Le hêtre : la principale essence nationale
Face à cette situation, une des raisons qui ont poussé à la création du cluster bois est la valorisation des ressources durables locales et en particulier la principale essence nationale : le hêtre. Les échanges commerciaux entre l’Europe et l’Asie peuvent apporter des satisfactions en termes économiques aux uns et aux autres, mais en termes d’écologie et de création de valeur ajoutée, ce n’est pas la panacée. Loin de là.
« Notre volonté est de recréer des chaînes de valeur régionales et nous cherchons à développer des pistes en matière de construction », fait-il valoir, et ce, même si le hêtre est un bois nerveux qui n’est pas adapté aux travaux de charpente et ne supporte guère d’être exposé à l’extérieur. De fait, il est peu utilisé dans le bâtiment, sauf pour les escaliers ou les parquets. L’enjeu est donc de le valoriser afin de lui ouvrir des débouchés dans ce secteur, à l’image des structures d’hébergement d’urgence du Findel dont l’objectif affiché en 2018 par le ministre François Bausch était « d’acquérir les expériences nécessaires pour promouvoir l’utilisation du bois régional », une référence explicite au bois de hêtre en tant que bois de construction.

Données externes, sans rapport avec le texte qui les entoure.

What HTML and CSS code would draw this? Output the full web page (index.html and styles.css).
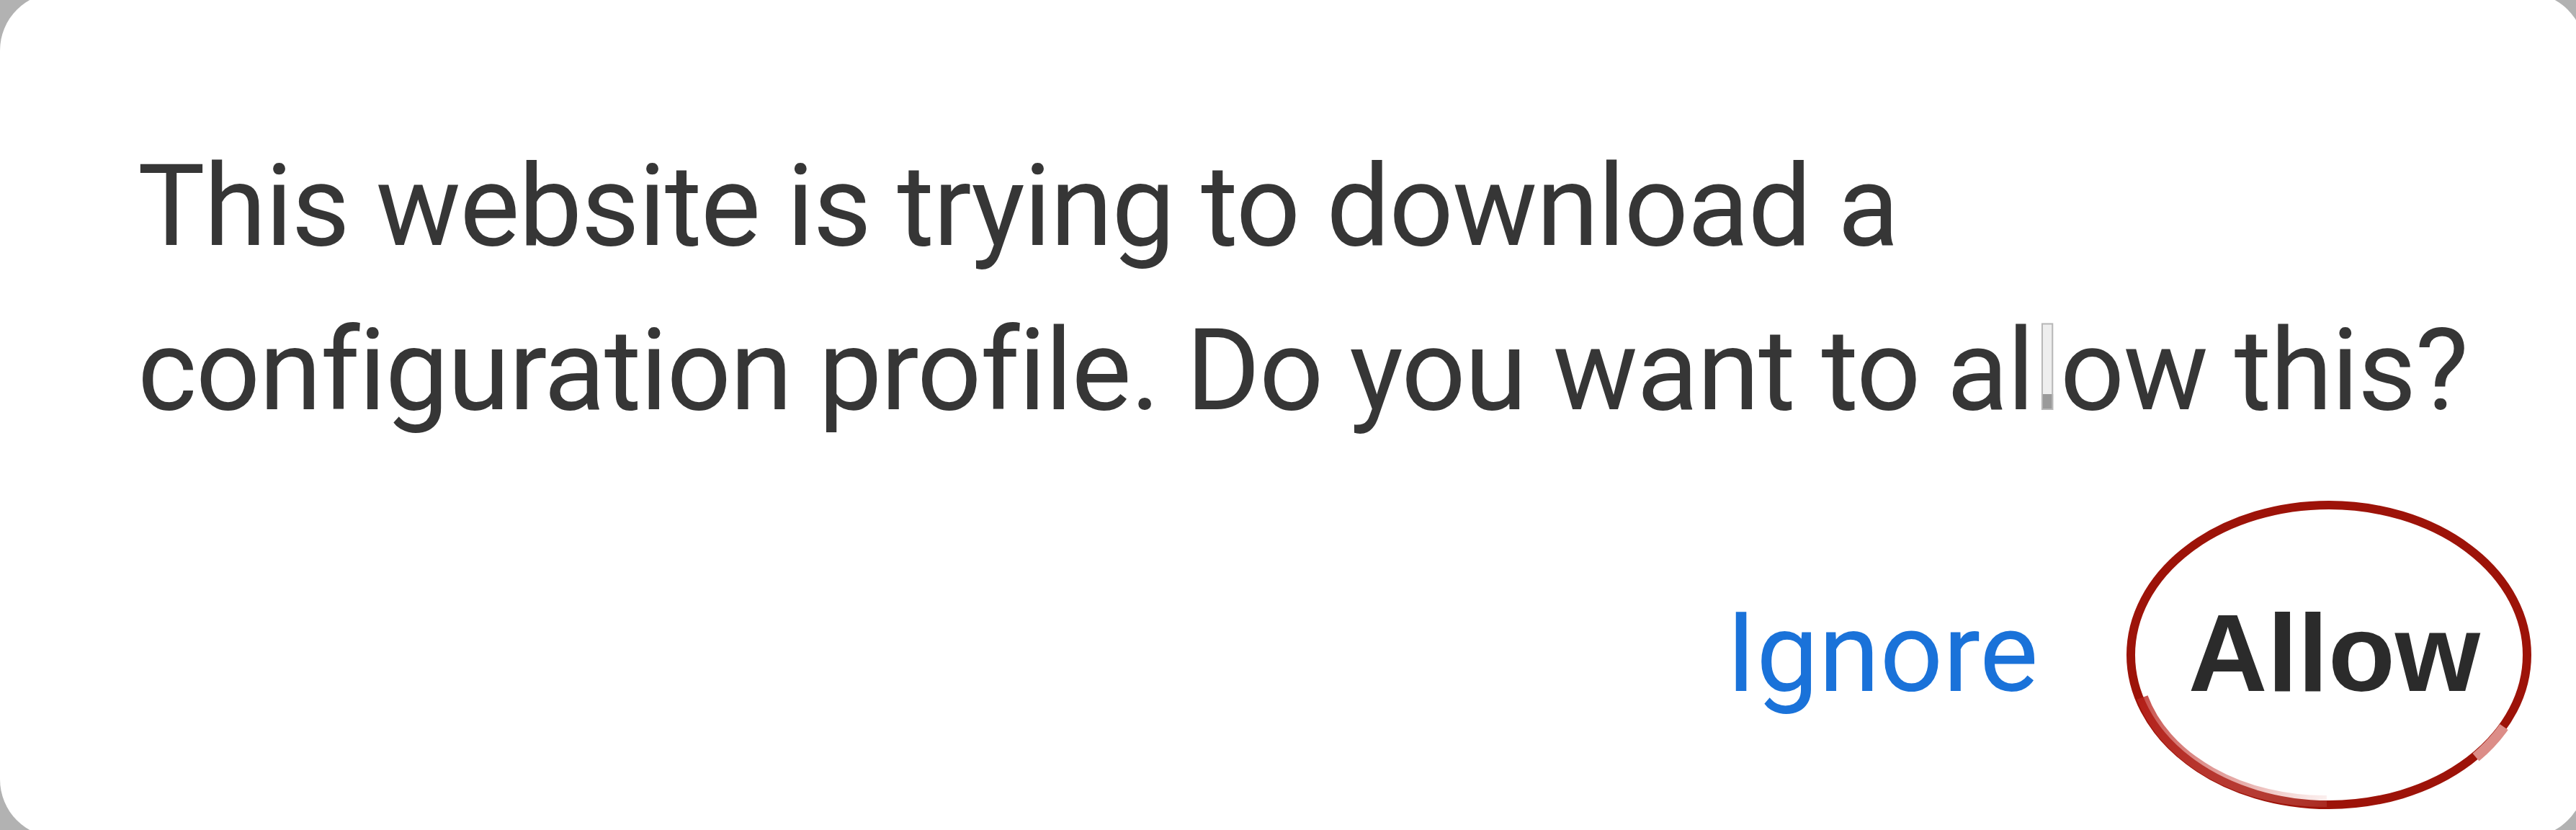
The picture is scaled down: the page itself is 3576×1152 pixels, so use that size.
FILE: index.html
```html
<!DOCTYPE html>
<html lang="en">
<head>
<meta charset="utf-8">
<title>Configuration profile</title>
<link rel="stylesheet" href="styles.css">
</head>
<body>
<div class="card">
  <p class="message">This website is trying to download a configuration profile. Do you want to al<span class="ghost">l</span>ow this?</p>
  <div class="actions">
    <span class="btn ignore">Ignore</span>
    <span class="btn allow">Allow<svg class="ring" width="620" height="480" viewBox="0 0 620 480" aria-hidden="true">
        <defs>
          <linearGradient id="smear" gradientUnits="userSpaceOnUse" x1="40" y1="280" x2="320" y2="440">
            <stop offset="0" stop-color="#b8201a" stop-opacity="0.8"/>
            <stop offset="0.6" stop-color="#d0625c" stop-opacity="0.5"/>
            <stop offset="1" stop-color="#eeb0aa" stop-opacity="0.1"/>
          </linearGradient>
        </defs>
        <ellipse cx="303" cy="229" rx="275" ry="208" fill="none" stroke="#9d1309" stroke-width="12"/>
        <path d="M44 288 A262 196 0 0 0 300 432" fill="none" stroke="url(#smear)" stroke-width="16"/>
        <path d="M546 329 A275 208 0 0 1 507 371" fill="none" stroke="#dc8d88" stroke-width="14"/>
      </svg></span>
  </div>
</div>
</body>
</html>
```
FILE: styles.css
```css
html, body {
  margin: 0;
  padding: 0;
}

body {
  background: #b2b2b2;
  overflow: hidden;
  height: 1152px;
}

.card {
  margin: -10px -12px 0 0;
  height: 1172px;
  box-sizing: border-box;
  background: #ffffff;
  border-radius: 80px;
  padding: 182px 145px 0 191px;
  display: flex;
  flex-direction: column;
}

.message {
  margin: 0;
  max-width: 3300px;
  font-family: "Roboto", "Inter", sans-serif;
  font-size: 157px;
  letter-spacing: -1.5px;
  line-height: 228px;
  color: #363636;
}

.ghost {
  color: transparent;
  background: linear-gradient(to bottom, #eeeeee 0, #eeeeee 68%, #9a9a9a 68%, #9a9a9a 80%, transparent 80%);
  -webkit-background-clip: text;
  background-clip: text;
  -webkit-text-stroke: 2px #b8b8b8;
}

.actions {
  margin-top: 178px;
  display: flex;
  justify-content: flex-end;
  align-items: baseline;
  gap: 208px;
}

.btn {
  line-height: 200px;
  white-space: nowrap;
}

.ignore {
  font-family: "Roboto", "Inter", sans-serif;
  font-size: 154px;
  letter-spacing: 0;
  color: #1a72d9;
}

.allow {
  position: relative;
  font-family: "Liberation Sans", Arial, sans-serif;
  font-weight: 700;
  font-size: 152px;
  color: #2b2b2b;
}

.ring {
  position: absolute;
  left: -108px;
  top: -126px;
  pointer-events: none;
}
```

La start-up LEKO Labs de Foetz œuvre en ce sens avec un système breveté de pièces en bois de hêtre qui s’emboîtent à la manière du célèbre jeu de construction. Ou encore Scidus à Etalle (Belgique), qui produit du bois torréfié, c’est-à-dire modifié thermiquement afin de le rendre plus résistant en usage extérieur. Les exemples comme ceux-ci sont nombreux au sein de la Grande Région et laissent entrevoir de nouvelles perspectives à Philippe Genot.

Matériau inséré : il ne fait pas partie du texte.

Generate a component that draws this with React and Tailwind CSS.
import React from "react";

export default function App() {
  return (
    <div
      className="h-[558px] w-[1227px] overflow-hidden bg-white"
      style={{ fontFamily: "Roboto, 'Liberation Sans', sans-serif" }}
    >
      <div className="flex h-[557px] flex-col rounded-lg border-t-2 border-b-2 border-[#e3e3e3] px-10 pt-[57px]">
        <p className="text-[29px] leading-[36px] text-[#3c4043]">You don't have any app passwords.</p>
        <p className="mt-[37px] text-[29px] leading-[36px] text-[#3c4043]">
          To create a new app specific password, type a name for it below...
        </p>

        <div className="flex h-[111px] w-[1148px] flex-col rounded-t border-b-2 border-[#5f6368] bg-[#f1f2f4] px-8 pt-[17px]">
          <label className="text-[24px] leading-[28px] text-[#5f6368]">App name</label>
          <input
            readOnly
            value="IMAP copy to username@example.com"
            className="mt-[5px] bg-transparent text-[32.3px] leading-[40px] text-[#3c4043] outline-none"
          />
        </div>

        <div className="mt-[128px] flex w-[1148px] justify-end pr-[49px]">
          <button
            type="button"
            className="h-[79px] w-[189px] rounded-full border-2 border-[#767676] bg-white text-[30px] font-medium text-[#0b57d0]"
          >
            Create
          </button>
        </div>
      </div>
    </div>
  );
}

L’avenir de la forêt luxembourgeoise
Si l’arrivée de négociants asiatiques sur le marché du bois national a défrayé la chronique, elle n’a pas mis en péril la forêt. D’après Frank Wolter, la forêt d’aujourd’hui correspond à peu près à l’inventaire forestier national de 2011. Quant au nouvel inventaire, prévu pour 2021, il a pris du retard à cause de différentes études et plans qu’il a fallu élaborer afin de mieux déterminer le potentiel de cette matière première ou l’adaptation de la forêt au changement climatique. Il devrait être possible d’avoir en main cette nouvelle photographie de l’évolution de la forêt vers 2025.

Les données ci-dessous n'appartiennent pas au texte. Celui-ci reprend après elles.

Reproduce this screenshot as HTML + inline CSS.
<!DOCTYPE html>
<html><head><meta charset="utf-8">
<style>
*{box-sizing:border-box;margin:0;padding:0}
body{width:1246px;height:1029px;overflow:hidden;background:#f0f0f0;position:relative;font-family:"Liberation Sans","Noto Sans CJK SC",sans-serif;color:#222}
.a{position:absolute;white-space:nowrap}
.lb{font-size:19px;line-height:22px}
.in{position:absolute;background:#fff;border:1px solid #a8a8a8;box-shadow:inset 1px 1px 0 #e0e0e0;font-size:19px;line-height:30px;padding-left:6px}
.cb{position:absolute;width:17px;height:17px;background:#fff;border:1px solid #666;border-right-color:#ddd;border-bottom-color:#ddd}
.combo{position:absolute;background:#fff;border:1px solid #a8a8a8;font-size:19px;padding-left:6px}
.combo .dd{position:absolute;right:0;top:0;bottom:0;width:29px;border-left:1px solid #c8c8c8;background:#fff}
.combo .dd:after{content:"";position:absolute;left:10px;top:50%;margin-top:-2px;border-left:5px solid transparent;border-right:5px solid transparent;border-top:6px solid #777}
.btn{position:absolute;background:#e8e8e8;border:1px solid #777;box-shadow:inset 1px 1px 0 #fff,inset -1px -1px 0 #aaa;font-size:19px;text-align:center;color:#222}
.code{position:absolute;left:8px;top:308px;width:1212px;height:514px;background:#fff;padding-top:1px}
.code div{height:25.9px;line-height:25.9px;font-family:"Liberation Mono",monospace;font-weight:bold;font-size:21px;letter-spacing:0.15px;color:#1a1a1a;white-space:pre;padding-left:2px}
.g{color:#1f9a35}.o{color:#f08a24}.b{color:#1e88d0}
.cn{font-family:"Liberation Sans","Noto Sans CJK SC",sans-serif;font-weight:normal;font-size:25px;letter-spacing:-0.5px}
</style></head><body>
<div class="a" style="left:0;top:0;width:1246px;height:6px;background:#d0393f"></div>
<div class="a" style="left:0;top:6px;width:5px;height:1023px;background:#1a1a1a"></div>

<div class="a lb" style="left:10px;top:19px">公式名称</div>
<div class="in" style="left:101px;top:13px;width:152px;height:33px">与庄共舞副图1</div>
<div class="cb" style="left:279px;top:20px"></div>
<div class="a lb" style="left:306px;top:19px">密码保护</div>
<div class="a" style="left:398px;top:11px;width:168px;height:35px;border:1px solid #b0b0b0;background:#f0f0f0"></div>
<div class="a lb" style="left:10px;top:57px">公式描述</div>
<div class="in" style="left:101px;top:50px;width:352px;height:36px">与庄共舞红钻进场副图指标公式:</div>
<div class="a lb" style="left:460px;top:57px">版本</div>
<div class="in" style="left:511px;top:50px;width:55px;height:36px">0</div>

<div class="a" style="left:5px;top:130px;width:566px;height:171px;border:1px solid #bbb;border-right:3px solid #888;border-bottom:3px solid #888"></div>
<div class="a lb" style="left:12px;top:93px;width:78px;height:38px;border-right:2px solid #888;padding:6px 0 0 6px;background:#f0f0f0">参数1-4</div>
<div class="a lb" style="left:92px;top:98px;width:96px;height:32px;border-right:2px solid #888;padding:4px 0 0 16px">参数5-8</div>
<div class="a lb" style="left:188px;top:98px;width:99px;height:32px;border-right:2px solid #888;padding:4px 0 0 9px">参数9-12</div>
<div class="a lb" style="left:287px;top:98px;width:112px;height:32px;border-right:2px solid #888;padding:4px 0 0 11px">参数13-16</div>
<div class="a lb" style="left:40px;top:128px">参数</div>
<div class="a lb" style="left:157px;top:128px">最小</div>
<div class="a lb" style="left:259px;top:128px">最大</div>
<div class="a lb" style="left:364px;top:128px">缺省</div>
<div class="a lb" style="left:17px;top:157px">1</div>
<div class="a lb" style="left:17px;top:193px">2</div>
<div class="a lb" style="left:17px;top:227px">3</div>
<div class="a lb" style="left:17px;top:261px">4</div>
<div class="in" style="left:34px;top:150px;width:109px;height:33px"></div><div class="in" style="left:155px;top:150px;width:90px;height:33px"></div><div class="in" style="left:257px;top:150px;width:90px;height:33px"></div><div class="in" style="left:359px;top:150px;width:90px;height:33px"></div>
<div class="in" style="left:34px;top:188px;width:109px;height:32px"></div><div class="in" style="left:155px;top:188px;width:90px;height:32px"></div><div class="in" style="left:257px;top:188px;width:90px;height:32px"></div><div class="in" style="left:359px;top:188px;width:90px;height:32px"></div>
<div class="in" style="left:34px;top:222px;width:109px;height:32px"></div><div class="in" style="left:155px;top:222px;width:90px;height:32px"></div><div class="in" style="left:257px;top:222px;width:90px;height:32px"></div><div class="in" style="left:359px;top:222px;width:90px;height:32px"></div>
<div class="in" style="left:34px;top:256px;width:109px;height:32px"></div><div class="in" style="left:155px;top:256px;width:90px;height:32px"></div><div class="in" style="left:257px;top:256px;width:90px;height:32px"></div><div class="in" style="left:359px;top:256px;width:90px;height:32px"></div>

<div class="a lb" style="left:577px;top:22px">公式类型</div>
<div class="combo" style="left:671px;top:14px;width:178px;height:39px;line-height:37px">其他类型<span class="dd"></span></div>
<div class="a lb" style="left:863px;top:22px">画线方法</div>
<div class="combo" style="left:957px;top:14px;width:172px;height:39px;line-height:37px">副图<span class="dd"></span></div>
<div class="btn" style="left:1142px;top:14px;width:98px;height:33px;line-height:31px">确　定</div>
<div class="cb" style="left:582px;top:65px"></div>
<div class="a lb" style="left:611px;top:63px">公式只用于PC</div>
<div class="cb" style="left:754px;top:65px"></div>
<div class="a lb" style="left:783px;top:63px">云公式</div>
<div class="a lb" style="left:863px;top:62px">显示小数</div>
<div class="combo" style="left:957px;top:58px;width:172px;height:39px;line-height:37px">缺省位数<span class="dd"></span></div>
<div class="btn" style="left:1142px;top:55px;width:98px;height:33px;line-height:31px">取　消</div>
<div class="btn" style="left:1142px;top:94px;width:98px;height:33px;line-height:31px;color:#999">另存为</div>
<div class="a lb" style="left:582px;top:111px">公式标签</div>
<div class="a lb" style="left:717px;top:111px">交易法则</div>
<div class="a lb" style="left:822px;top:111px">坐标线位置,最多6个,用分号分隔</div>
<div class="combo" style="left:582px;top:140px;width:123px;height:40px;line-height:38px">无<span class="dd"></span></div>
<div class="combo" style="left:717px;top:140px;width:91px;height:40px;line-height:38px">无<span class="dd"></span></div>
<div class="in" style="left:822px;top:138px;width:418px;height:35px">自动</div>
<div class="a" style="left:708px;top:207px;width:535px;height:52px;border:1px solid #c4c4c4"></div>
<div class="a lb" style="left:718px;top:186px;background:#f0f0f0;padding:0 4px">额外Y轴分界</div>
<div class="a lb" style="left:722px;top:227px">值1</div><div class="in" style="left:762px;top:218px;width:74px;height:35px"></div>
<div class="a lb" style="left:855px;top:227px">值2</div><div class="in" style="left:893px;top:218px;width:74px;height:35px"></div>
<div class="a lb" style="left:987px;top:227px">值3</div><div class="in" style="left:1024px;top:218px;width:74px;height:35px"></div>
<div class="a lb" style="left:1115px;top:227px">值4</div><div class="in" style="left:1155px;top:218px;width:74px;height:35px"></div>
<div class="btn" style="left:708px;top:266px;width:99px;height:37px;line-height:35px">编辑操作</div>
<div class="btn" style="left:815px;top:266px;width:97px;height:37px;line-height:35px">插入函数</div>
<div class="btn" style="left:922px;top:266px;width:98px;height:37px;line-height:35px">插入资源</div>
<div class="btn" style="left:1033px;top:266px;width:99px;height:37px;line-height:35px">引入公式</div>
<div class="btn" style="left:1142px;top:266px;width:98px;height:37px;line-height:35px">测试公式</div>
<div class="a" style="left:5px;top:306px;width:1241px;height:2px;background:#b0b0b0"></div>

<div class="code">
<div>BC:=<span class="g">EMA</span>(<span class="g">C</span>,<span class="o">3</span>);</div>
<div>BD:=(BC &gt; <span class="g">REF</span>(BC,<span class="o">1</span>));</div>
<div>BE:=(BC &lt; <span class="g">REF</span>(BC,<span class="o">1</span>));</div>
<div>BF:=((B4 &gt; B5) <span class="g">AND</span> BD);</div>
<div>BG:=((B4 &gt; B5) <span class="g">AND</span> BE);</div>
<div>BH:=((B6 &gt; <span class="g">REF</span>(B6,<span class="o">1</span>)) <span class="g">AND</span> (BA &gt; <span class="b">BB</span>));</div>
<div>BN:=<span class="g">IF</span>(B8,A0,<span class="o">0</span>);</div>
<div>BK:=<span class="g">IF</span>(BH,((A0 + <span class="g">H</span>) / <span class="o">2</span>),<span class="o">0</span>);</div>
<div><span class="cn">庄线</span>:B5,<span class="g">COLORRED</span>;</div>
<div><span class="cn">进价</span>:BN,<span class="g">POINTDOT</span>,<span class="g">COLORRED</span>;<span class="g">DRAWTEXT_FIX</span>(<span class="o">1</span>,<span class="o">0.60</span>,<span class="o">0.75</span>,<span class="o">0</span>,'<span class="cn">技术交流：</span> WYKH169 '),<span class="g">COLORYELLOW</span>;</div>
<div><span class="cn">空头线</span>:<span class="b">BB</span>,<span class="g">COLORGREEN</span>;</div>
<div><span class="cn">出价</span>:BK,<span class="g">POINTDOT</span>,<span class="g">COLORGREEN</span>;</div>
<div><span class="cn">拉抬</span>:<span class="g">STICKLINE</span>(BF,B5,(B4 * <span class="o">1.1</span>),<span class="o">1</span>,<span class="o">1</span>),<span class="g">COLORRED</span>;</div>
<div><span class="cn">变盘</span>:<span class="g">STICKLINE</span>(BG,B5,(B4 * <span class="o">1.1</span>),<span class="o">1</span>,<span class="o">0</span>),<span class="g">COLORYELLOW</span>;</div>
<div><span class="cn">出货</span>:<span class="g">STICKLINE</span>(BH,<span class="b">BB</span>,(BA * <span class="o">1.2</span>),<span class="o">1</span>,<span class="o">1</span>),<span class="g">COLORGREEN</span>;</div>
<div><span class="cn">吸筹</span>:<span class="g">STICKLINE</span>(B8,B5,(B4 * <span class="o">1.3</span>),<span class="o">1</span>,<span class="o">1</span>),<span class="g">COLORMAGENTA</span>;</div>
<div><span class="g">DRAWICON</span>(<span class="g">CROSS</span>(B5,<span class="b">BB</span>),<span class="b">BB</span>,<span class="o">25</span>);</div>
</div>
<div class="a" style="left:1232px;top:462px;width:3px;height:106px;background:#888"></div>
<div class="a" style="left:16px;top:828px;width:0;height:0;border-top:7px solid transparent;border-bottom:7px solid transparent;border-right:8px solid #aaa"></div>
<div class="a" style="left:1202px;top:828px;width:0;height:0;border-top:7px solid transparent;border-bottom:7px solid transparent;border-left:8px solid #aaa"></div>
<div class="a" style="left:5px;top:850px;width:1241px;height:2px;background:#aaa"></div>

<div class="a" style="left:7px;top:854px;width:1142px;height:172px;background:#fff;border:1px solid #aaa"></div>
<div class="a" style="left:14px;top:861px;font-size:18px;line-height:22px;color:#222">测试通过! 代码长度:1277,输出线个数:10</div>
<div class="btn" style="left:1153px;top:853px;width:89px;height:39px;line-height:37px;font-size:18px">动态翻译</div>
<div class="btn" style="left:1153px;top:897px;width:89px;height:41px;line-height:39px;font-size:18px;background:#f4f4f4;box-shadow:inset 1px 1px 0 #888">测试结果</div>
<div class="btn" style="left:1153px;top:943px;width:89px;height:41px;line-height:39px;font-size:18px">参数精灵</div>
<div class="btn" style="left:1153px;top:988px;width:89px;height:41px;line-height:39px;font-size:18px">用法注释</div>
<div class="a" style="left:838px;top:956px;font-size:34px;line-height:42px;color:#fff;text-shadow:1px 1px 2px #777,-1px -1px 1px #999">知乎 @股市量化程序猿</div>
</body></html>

Mais, en attendant, si le marché a peut-être été chamboulé, la nouvelle donne a surtout offert un cadre à une réflexion globale sur la valorisation du bois comme ressource durable locale. Un travail de longue haleine qui repose sur une volonté politique se traduisant par le soutien de l’Etat à l’innovation ou d’aides à la replantation plus conséquentes pour les feuillus que pour les résineux. Le prix à payer pour l’avenir de la forêt luxembourgeoise, dont les fruits sont attendus avec espoir dans quelques années.